A sudden drop in end-tidal CO2 during cardiac arrest, for example, reflects the loss of blood flow carrying CO2 to the lungs. Conversely, during CPR, a sustained rise in end-tidal CO2 can signal that the heart has resumed pumping on its own. Research has shown that when CO2 stays steady or climbs during a pause in chest compressions, it reliably indicates a return of spontaneous circulation, while a drop of around 11% during a pause suggests the heart has not restarted.
This three-link chain (metabolism, perfusion, ventilation) is why capnography provides so much clinical information from a single, noninvasive measurement.
What Abnormal Shapes Mean
Because the waveform’s shape depends on how evenly air empties from the lungs, changes in that shape reveal specific problems. The most recognizable abnormal pattern is the “shark fin” waveform, where the normally steep Phase II upstroke becomes slanted and the Phase III plateau tilts upward rather than staying flat. This pattern appears in conditions like asthma and COPD, where narrowed airways cause different regions of the lung to empty at different rates. The result is an uneven, drawn-out release of CO2 rather than the quick, uniform exhalation seen in healthy lungs.
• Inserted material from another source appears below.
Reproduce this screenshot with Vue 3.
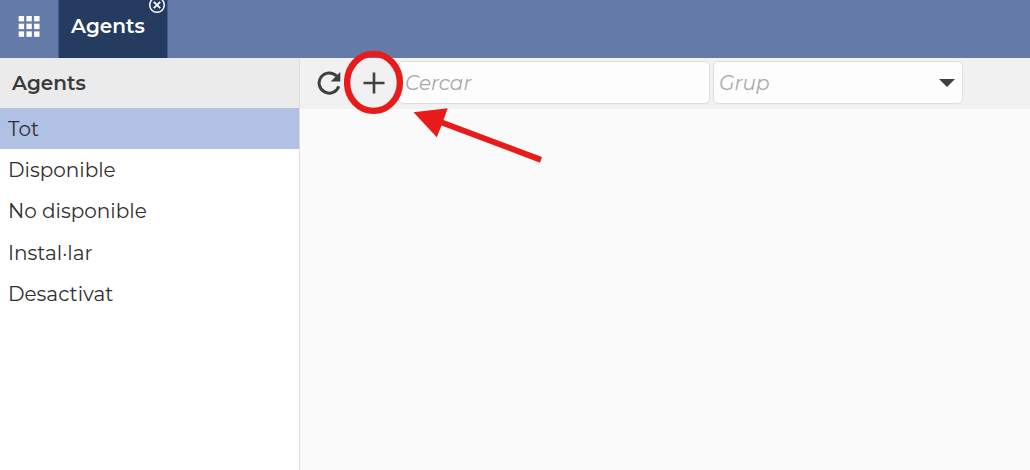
<script setup>
import { ref } from 'vue'

const filters = ['Tot', 'Disponible', 'No disponible', 'Instal·lar', 'Desactivat']
const active = ref('Tot')
const search = ref('')
const group = ref('')
const cells = [0, 7.7, 15.4]
</script>

<template>
  <div class="app">
    <header class="topbar">
      <button class="menu" type="button" aria-label="Menu">
        <svg width="22" height="22" viewBox="0 0 22 22" fill="#fff">
          <template v-for="y in cells" :key="y">
            <rect v-for="x in cells" :key="x" :x="x + 0.7" :y="y" width="5.4" height="5.4" />
          </template>
        </svg>
      </button>
      <div class="tab">
        <button class="tab-label" type="button">Agents</button>
        <button class="close" type="button" aria-label="Close">
          <svg width="18" height="18" viewBox="0 0 18 18" fill="none" stroke="#fff">
            <circle cx="9" cy="9" r="7.3" stroke-width="1.5" />
            <path d="M5.8 5.8L12.2 12.2M12.2 5.8L5.8 12.2" stroke-width="1.8" />
          </svg>
        </button>
      </div>
    </header>
    <div class="body">
      <aside class="sidebar">
        <h1 class="title">Agents</h1>
        <ul class="filters">
          <li v-for="f in filters" :key="f">
            <button type="button" class="filter" :class="{ active: f === active }" @click="active = f">{{ f }}</button>
          </li>
        </ul>
      </aside>
      <main class="main">
        <div class="toolbar">
          <button class="tool" type="button" aria-label="Refresh">
            <svg width="24" height="24" viewBox="0 0 24 24">
              <path d="M19.6 5.1A10.1 10.1 0 1 0 21.8 15.2" fill="none" stroke="#404040" stroke-width="3" />
              <path d="M23.3 1V10.6H13.7Z" fill="#404040" />
            </svg>
          </button>
          <div class="add">
            <button class="tool" type="button" aria-label="Add">
              <svg width="22" height="22" viewBox="0 0 22 22">
                <path d="M11 0.5V21.5M0.5 11H21.5" stroke="#404040" stroke-width="2.6" />
              </svg>
            </button>
            <svg class="callout" width="200" height="114" viewBox="0 0 200 114">
              <ellipse cx="29.5" cy="32.4" rx="26.4" ry="28.5" fill="none" stroke="#e81b1b" stroke-width="6.4" />
              <path d="M69.5 62.2L103.7 58.3L99.5 70L198 107L196 112.7L97.5 75.5L92.8 87.3Z" fill="#e81b1b" />
            </svg>
          </div>
          <input v-model="search" class="field search" type="text" placeholder="Cercar" aria-label="Cercar" />
          <div class="group">
            <select v-model="group" class="field select" aria-label="Grup">
              <option value="">Grup</option>
            </select>
            <svg class="caret" width="16" height="8" viewBox="0 0 16 8">
              <path d="M0 0H16L8 8Z" fill="#404040" />
            </svg>
          </div>
        </div>
      </main>
    </div>
  </div>
</template>

<style>
body {
  margin: 0;
}
</style>

<style scoped>
.app {
  display: flex;
  flex-direction: column;
  min-height: 100vh;
  background: #fafafa;
  color: #303030;
  font-family: Montserrat, Inter, "Open Sans", sans-serif;
  font-size: 20px;
}
button {
  margin: 0;
  padding: 0;
  border: 0;
  background: none;
  color: inherit;
  font: inherit;
  cursor: pointer;
}
svg {
  display: block;
}
.topbar {
  display: flex;
  height: 58px;
  background: #647aa9;
}
.menu {
  display: flex;
  align-items: center;
  justify-content: center;
  width: 58px;
  padding-bottom: 4px;
}
.tab {
  position: relative;
  display: flex;
  box-sizing: border-box;
  border: solid #3e5e97;
  border-width: 0 1px;
  background: #253b60;
}
.tab-label {
  padding: 0 22px 6px 12px;
  color: #fff;
  font-weight: 600;
}
.close {
  position: absolute;
  top: -4px;
  right: 1px;
}
.body {
  display: flex;
  flex: 1;
}
.sidebar {
  box-sizing: border-box;
  width: 300px;
  flex: none;
  border-right: 1px solid #dedede;
  background: #fff;
}
.title {
  margin: 0;
  padding: 0 12px;
  background: #ebebeb;
  color: #3a3a3a;
  font-size: 20px;
  font-weight: 600;
  line-height: 50px;
}
.filters {
  display: grid;
  grid-auto-rows: 1fr;
  height: 207px;
  margin: 0;
  padding: 0;
  list-style: none;
}
.filters li {
  display: flex;
}
.filter {
  flex: 1;
  padding: 0 8px;
  text-align: left;
}
.active {
  background: #b0c1e5;
}
.main {
  flex: 1;
  min-width: 0;
}
.toolbar {
  display: flex;
  align-items: center;
  padding: 3px 67px 5px 6px;
  background: #f1f1f1;
}
.tool {
  display: flex;
  align-items: center;
  justify-content: center;
  width: 45px;
  height: 43px;
}
.add {
  position: relative;
}
.callout {
  position: absolute;
  top: -11px;
  left: -7px;
  z-index: 1;
  pointer-events: none;
}
.field {
  box-sizing: border-box;
  width: 100%;
  height: 43px;
  margin: 0;
  padding: 0 6px;
  border: 1px solid #dedede;
  border-radius: 5px;
  outline: 0;
  background: #fdfdfd;
  color: #aaa;
  font: inherit;
  font-style: italic;
  appearance: none;
}
.field::placeholder {
  color: #aaa;
  opacity: 1;
}
.search {
  flex: 1;
  min-width: 0;
  margin: 0 3px 0 2px;
}
.select {
  padding: 0 5px;
}
.group {
  position: relative;
  flex: none;
  width: 250px;
}
.caret {
  position: absolute;
  top: 18px;
  right: 8px;
  pointer-events: none;
}
</style>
Research in mechanically ventilated patients with acute bronchospasm has shown that the steepness of the Phase III slope tracks closely with the degree of airway narrowing. As treatment takes effect, the slope flattens before end-tidal CO2 values themselves change, making the waveform shape an early indicator of improvement. The angle between Phase II and Phase III (sometimes called the alpha angle) also widens with obstruction and narrows as airways open up.
The relationship between waveform shape and lung function goes deeper than airway narrowing. Studies in acute lung injury models found a strong correlation (0.85 on a 0-to-1 scale) between the Phase III slope and the degree of mismatch between ventilation and blood flow within the lungs. In practical terms, a steeper slope means some parts of the lung are getting air but not enough blood, or vice versa.
How the Sensor Captures CO2
Capnography devices measure CO2 using infrared light. CO2 molecules absorb infrared radiation at a specific wavelength, so the sensor shines infrared light through a sample of airway gas and measures how much is absorbed. The two main designs differ in where this measurement happens.
Mainstream sensors sit directly in the breathing circuit, close to the patient’s airway. They analyze gas in real time with no transport delay, producing a highly accurate waveform. The tradeoff is that the sensor adds a small amount of weight and dead space to the airway tubing.
Sidestream sensors pull a small, continuous sample of gas through thin tubing to a sensor located in the monitor. This keeps the airway lighter and allows capnography in patients who aren’t on a ventilator (using nasal cannulas, for instance). The tradeoff is a slight delay in readings as gas travels through the tubing, and somewhat more variability in measurements due to mixing of sampled gas with fresh airflow.
Why It Matters in Practice
The most universal application of capnography waveform reading is confirming that a breathing tube is correctly placed in the trachea rather than the esophagus. A normal, repeating waveform with CO2 in the expected range confirms the tube is in the airway. The 2025 American Heart Association guidelines recommend waveform capnography or capnometry for confirming correct airway placement during resuscitation.
Beyond tube placement, the waveform provides a continuous, breath-by-breath window into how well a patient is ventilating. A rising end-tidal CO2 trend suggests the patient isn’t breathing off enough CO2, while a falling trend may indicate hyperventilation or declining cardiac output. Because the waveform reflects metabolism, circulation, and ventilation simultaneously, a single glance can prompt clinicians to investigate the right system rather than guessing.